Problem details => From the records below, pull each line that has "React".

Records with interface code
:::
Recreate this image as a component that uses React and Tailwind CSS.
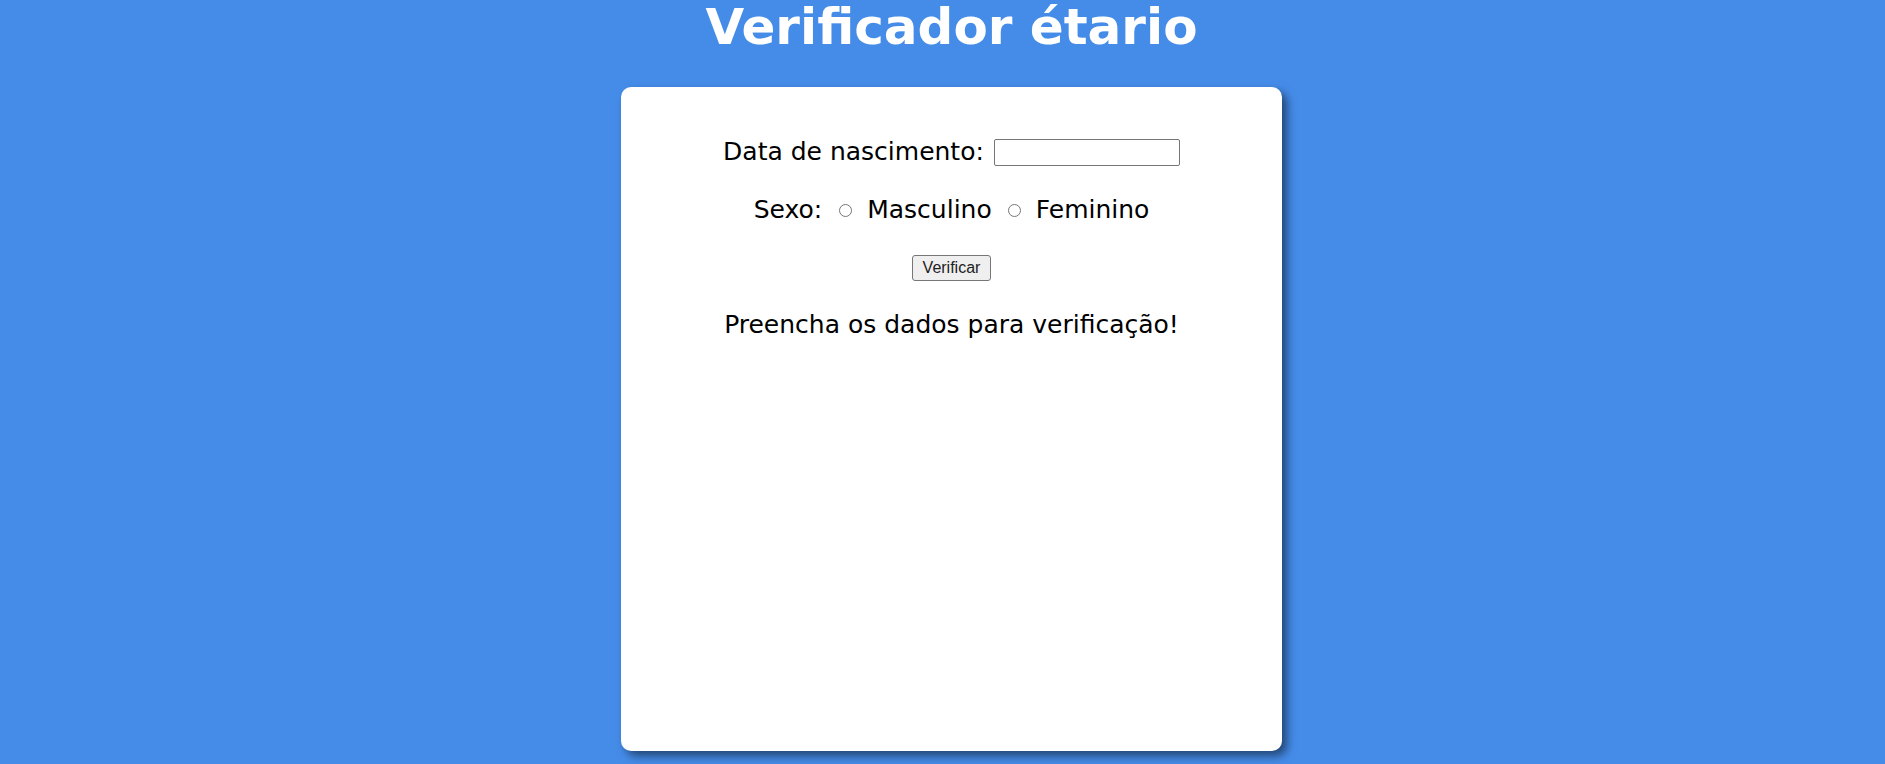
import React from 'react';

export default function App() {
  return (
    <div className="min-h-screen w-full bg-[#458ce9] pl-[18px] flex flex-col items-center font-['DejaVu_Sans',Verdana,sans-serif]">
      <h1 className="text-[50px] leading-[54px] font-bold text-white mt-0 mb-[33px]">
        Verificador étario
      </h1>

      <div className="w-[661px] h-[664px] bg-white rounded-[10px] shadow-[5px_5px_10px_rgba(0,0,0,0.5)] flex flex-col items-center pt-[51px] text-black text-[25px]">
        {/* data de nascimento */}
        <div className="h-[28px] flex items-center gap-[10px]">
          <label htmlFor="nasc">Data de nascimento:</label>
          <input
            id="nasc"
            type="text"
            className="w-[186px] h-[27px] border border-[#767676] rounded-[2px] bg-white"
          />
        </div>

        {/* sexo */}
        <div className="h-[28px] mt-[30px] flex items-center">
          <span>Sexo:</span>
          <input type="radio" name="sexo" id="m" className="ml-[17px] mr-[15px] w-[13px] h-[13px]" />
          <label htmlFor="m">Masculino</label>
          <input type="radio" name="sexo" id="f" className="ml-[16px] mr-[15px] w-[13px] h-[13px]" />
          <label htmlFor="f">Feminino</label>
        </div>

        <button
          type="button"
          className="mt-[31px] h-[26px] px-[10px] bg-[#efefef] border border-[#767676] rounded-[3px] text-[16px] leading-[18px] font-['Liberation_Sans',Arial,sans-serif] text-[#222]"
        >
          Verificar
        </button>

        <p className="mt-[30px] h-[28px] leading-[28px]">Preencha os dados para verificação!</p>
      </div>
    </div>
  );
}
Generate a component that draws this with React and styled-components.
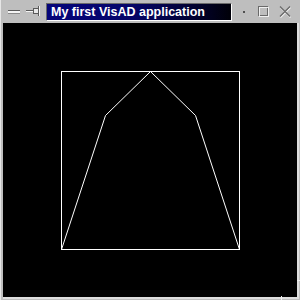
:::
Task result =>
Recreate this image as a component that uses React and Tailwind CSS.
import React from 'react';
Generate a component that draws this with React and styled-components.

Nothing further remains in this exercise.